6. Subsequent to filing his notice of appeal to the judgment of the trial court, appellant moved to amend his complaint to raise an attack against the report of the Commission rendered during the 45-day extension of the investigation permitted by the lower court's order. He also sought to add a party defendant. The trial court declined to consider the motion on its merits, holding that it lacked jurisdiction because of the pending appeal. We remand for a consideration of the motion in light of this opinion. On remand the trial court shall take further consideration of the prayer for attorney fees in view of our holding, and in light of the result reached after remand and resolution of the aforesaid motion.

Judgment affirmed in part, reversed in part and remanded for further consideration. All the Justices concur, except Hill, C. J., and Bell, J., who dissent.

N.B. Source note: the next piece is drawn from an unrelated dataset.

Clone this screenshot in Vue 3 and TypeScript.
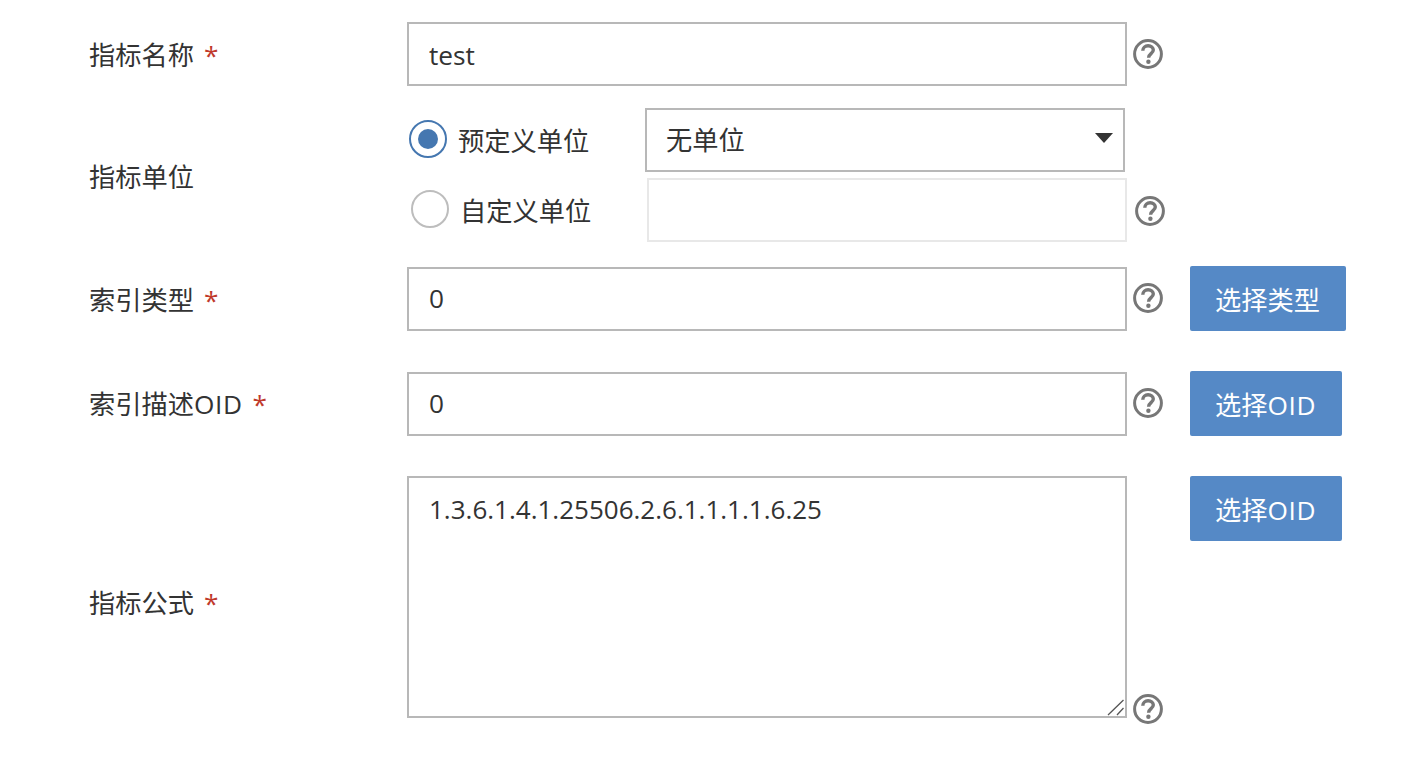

HILL, Chief Justice, dissenting.

I dissent to Division 2. In my view, the exception from "contributions" under the act for "the value of personal services performed by persons who serve without compensation from any sources and on a voluntary basis" (emphasis supplied) does not include time taken from one's regular job for which one is paid. The value of these services, for which the employee is being compensated, is a "contribution" by the employee, if not the employer.

I also dissent to Division 6, insofar as it appears to sanction an amendment to the appellant's complaint after the trial court has finally disposed of the case.

NOTES

[1] The trial court held the Commission lacked authority to investigate coercion of contributions. The parties have not challenged that holding.

[2] State Personnel Board Rules and Regulations Section 3.500. See also, OCGA § 50-19-8 (Code Ann. § 40-2006); OCGA § 45-11-10 (Code Ann. § 89-972); 18 USC § 595.

[3] The Commissioner points out that the Lieutenant Governor serves as President of the Senate, hence is a member of the legislative branch.